Where to Look Next: Regions and Producers Still Ahead of the Curve

The regions that have already repriced, premier and grand cru white Burgundy, the upper tier of Coche-Dury's Meursault, Domaine Leflaive's Puligny-Montrachet, are largely beyond the reach of collectors who were not already on allocation lists. The more actionable question is where the halo effect has arrived but not yet fully repriced.
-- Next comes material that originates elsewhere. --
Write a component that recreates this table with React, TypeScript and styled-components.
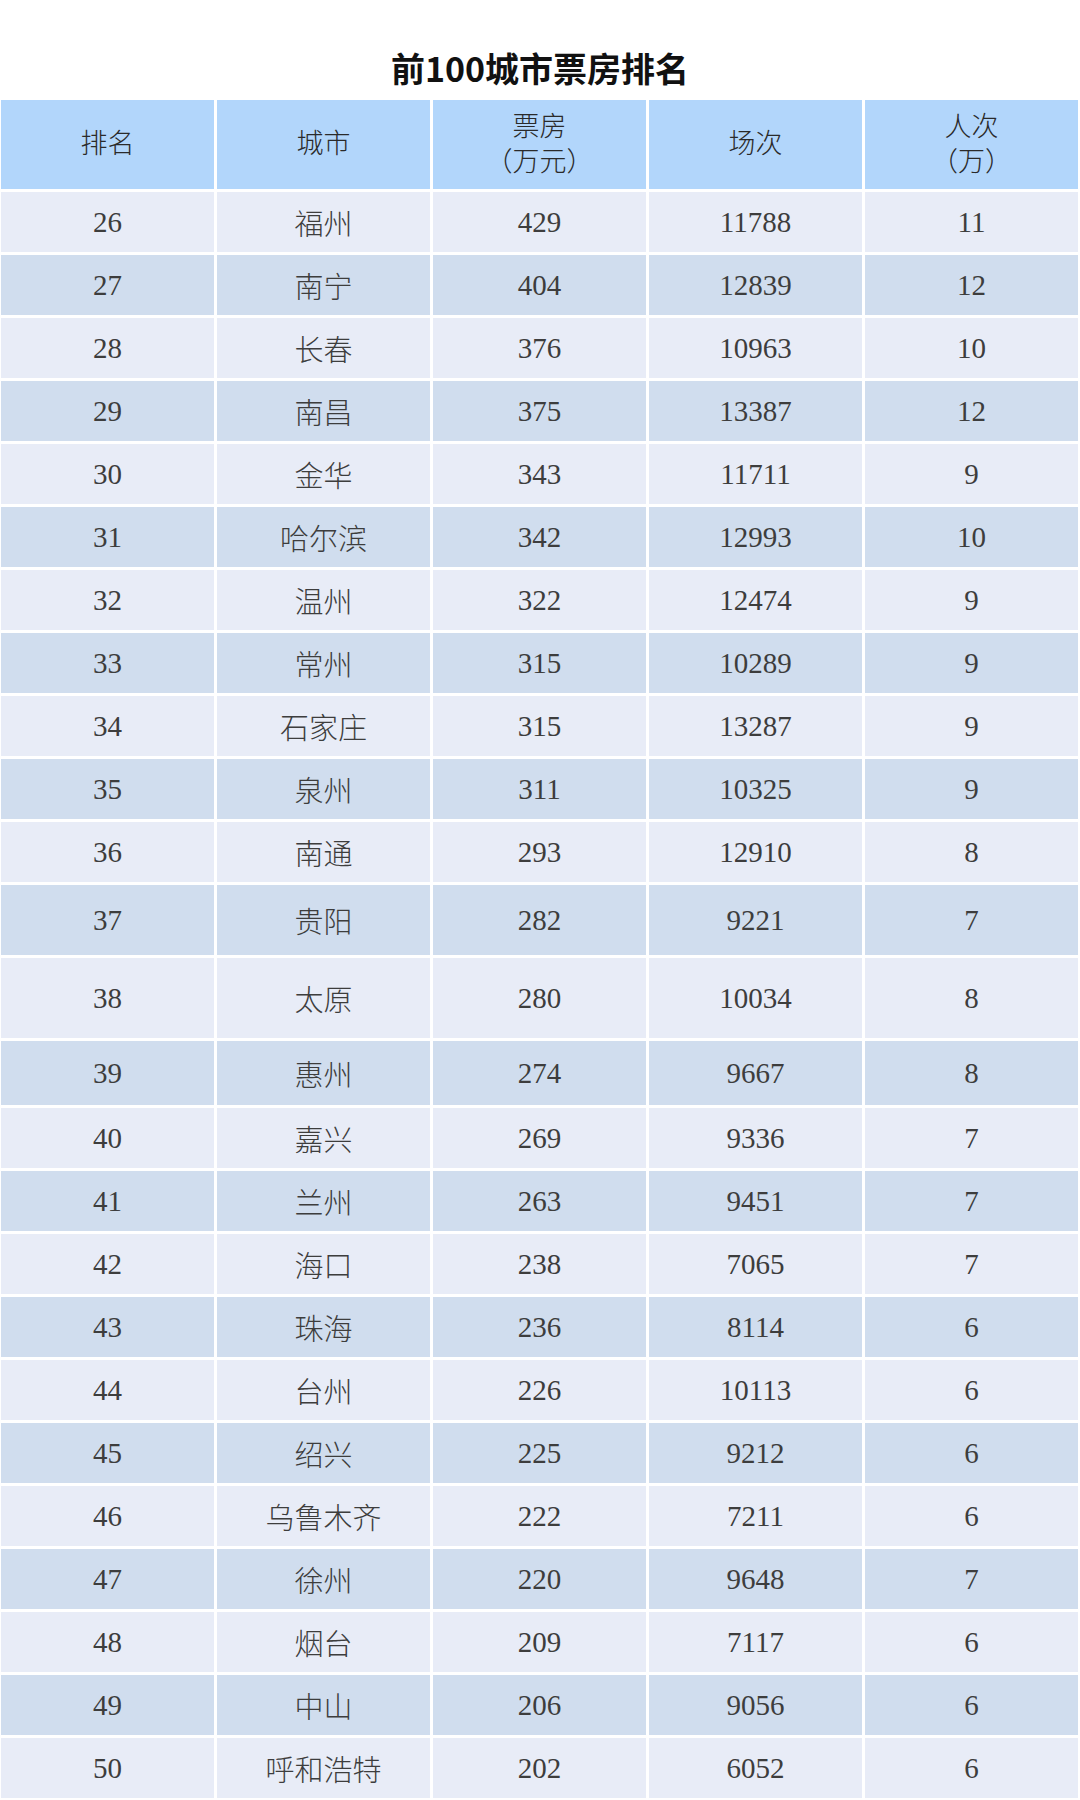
import React from "react";
import styled, { createGlobalStyle } from "styled-components";

const GlobalStyle = createGlobalStyle`
  html, body {
    margin: 0;
    padding: 0;
    background: #ffffff;
  }
  body {
    font-family: "Liberation Serif", "Noto Sans CJK SC", serif;
  }
`;

const Page = styled.div`
  width: 1080px;
  height: 1800px;
  background: #ffffff;
  overflow: hidden;
`;

const TitleBar = styled.div`
  height: 100px;
  display: flex;
  align-items: flex-end;
  justify-content: center;
  padding-bottom: 12px;
  box-sizing: border-box;
`;

const Title = styled.h1`
  margin: 0;
  font-family: "Noto Sans CJK SC", "Noto Sans", sans-serif;
  font-weight: 700;
  font-size: 34px;
  line-height: 40px;
  color: #111111;
`;

const Grid = styled.div`
  display: grid;
  grid-template-columns: repeat(5, 1fr);
  column-gap: 3px;
  row-gap: 3px;
  padding: 0 2px 0 1px;
`;

const HeadCell = styled.div`
  height: 89px;
  background: #b2d6fb;
  display: flex;
  flex-direction: column;
  align-items: center;
  justify-content: center;
  font-family: "Liberation Serif", "Noto Sans CJK SC", serif;
  font-weight: 300;
  font-size: 27px;
  line-height: 35px;
  color: #2a2a2a;
`;

const Cell = styled.div<{ $h: number; $alt: boolean }>`
  height: ${(p) => p.$h}px;
  background: ${(p) => (p.$alt ? "#d0ddee" : "#e8ecf7")};
  display: flex;
  align-items: center;
  justify-content: center;
  font-family: "Liberation Serif", "Noto Sans CJK SC", serif;
  font-weight: 300;
  font-size: 29px;
  color: #3d3d3d;
`;

type Row = [number, string, number, number, number];

const rows: Row[] = [
  [26, "福州", 429, 11788, 11],
  [27, "南宁", 404, 12839, 12],
  [28, "长春", 376, 10963, 10],
  [29, "南昌", 375, 13387, 12],
  [30, "金华", 343, 11711, 9],
  [31, "哈尔滨", 342, 12993, 10],
  [32, "温州", 322, 12474, 9],
  [33, "常州", 315, 10289, 9],
  [34, "石家庄", 315, 13287, 9],
  [35, "泉州", 311, 10325, 9],
  [36, "南通", 293, 12910, 8],
  [37, "贵阳", 282, 9221, 7],
  [38, "太原", 280, 10034, 8],
  [39, "惠州", 274, 9667, 8],
  [40, "嘉兴", 269, 9336, 7],
  [41, "兰州", 263, 9451, 7],
  [42, "海口", 238, 7065, 7],
  [43, "珠海", 236, 8114, 6],
  [44, "台州", 226, 10113, 6],
  [45, "绍兴", 225, 9212, 6],
  [46, "乌鲁木齐", 222, 7211, 6],
  [47, "徐州", 220, 9648, 7],
  [48, "烟台", 209, 7117, 6],
  [49, "中山", 206, 9056, 6],
  [50, "呼和浩特", 202, 6052, 6],
];

const heightFor = (rank: number): number => {
  if (rank === 37) return 70;
  if (rank === 38) return 80;
  if (rank === 39) return 64;
  return 60;
};

export default function App() {
  return (
    <Page>
      <GlobalStyle />
      <TitleBar>
        <Title>前100城市票房排名</Title>
      </TitleBar>
      <Grid>
        <HeadCell>排名</HeadCell>
        <HeadCell>城市</HeadCell>
        <HeadCell>
          <span>票房</span>
          <span>（万元）</span>
        </HeadCell>
        <HeadCell>场次</HeadCell>
        <HeadCell>
          <span>人次</span>
          <span>（万）</span>
        </HeadCell>
        {rows.map((r, i) => {
          const h = heightFor(r[0]);
          const alt = i % 2 === 1;
          return (
            <React.Fragment key={r[0]}>
              {r.map((v, j) => (
                <Cell key={j} $h={h} $alt={alt}>
                  {v}
                </Cell>
              ))}
            </React.Fragment>
          );
        })}
      </Grid>
    </Page>
  );
}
Carter at Bordeaux Index identifies the Loire Valley, South Africa, and Germany as categories showing encouraging signs of growing interest, while acknowledging they remain small in secondary market terms. That gap between primary market momentum and secondary market recognition is the window. The Wine Society's 370% surge in fine white Portuguese wine sales over four years, and the tripling of regional French fine white wine sales over three years, suggest that capital is already moving, the secondary market data simply has not caught up yet.

In Pessac-Léognan, the white Bordeaux revival is anchored in estates with long track records for age-worthy Sauvignon Blanc and Sémillon blends. The 55% rise in demand at The Wine Society over four years, combined with the relative underperformance of white Bordeaux on Liv-ex since 2011, creates an unusual situation: primary market demand is recovering faster than secondary market pricing, which historically precedes a correction upward in the latter.

Stanley's assessment of the structural case is precise: the supply dynamics in white Burgundy alone, chronic, worsening, with no obvious resolution, provide a floor under prices across the entire category of terroir-driven fine whites.

Whether the current moment represents a permanent rebalancing or a cyclical correction is, as he puts it, the more interesting question. The Liv-ex data since 2010 points toward the former. The softening of average hammer prices at iDealwine in 2025 suggests the market is pausing to absorb the gains of the previous three years.

For collectors with a five-to-ten-year horizon, that pause is the entry point, not the warning sign.